The attacks on September 11 brought out a nearly unanimous expression of support from around the world. Even the uncooperative Taliban and Palestinian leader Yasser Arafat, who has long been associated with terrorism, saw that it was in their best interest to officially denounce the acts committed against the United States. We must remember that the overwhelming support for action that the United States now enjoys is a result of a very specific incident. Allowing the scope of our action to broaden could easily recreate the type of escalation that turned the assassination of Archduke Francis Ferdinand into World War I.

The danger is that American action will be seen as not just antiterrorist, but anti-Islamic or anti-Arab. Bush's unequivocal condemnation of the despicable acts of hate directed against American Muslims and Arabs (as well as people, such as Sikhs, who look to the ignorant eye like Arabs or Muslims) is, in addition to the obvious goal, targeted at reminding the world that intelligent Americans can tell the difference between terrorists, Arabs and Muslims. But if American military action against Afghanistan (and any other nation that may be implicated as a bin Laden accomplice) is too strong, that fact may fade in the minds of foreign leaders and we could find our support among Arab and Muslim countries (which will be key to the logistics of attacking Afghan territory) fading fast.

Once the conflict leaves the arena where the focus is on the United States versus terrorism, the door is opened for other nations to switch sides. Russia has strong ties with the Arab world and none too strong a liking for American foreign policy. China recently signed a deal to provide the Taliban with development assistance in return for help in combating terrorism in the Chinese province of Xingjiang. A war against the Taliban may place Russia and China on the opposite side to a war against terrorism.

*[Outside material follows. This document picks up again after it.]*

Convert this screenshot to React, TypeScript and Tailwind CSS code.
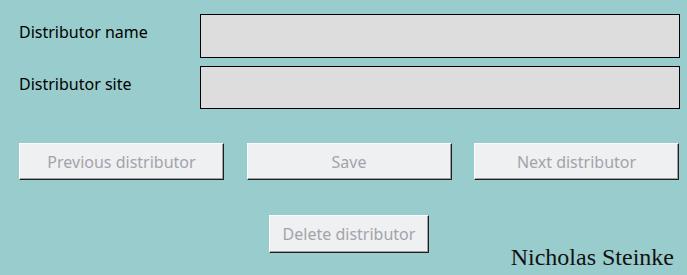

As long as the American response to the tragedies of September 11 remains clearly focused on digging out and bringing to justice bin Laden's organization, while discouraging nations from supporting terrorism as a secondary goal, the United States can count on at least the moral support of nearly the entire world. But we must be careful in our response not to give anyone an excuse to see the conflict as being about anything more than people versus terrorists. In a conflict of American culture versus Islam, or West versus East, we will find we have far fewer allies.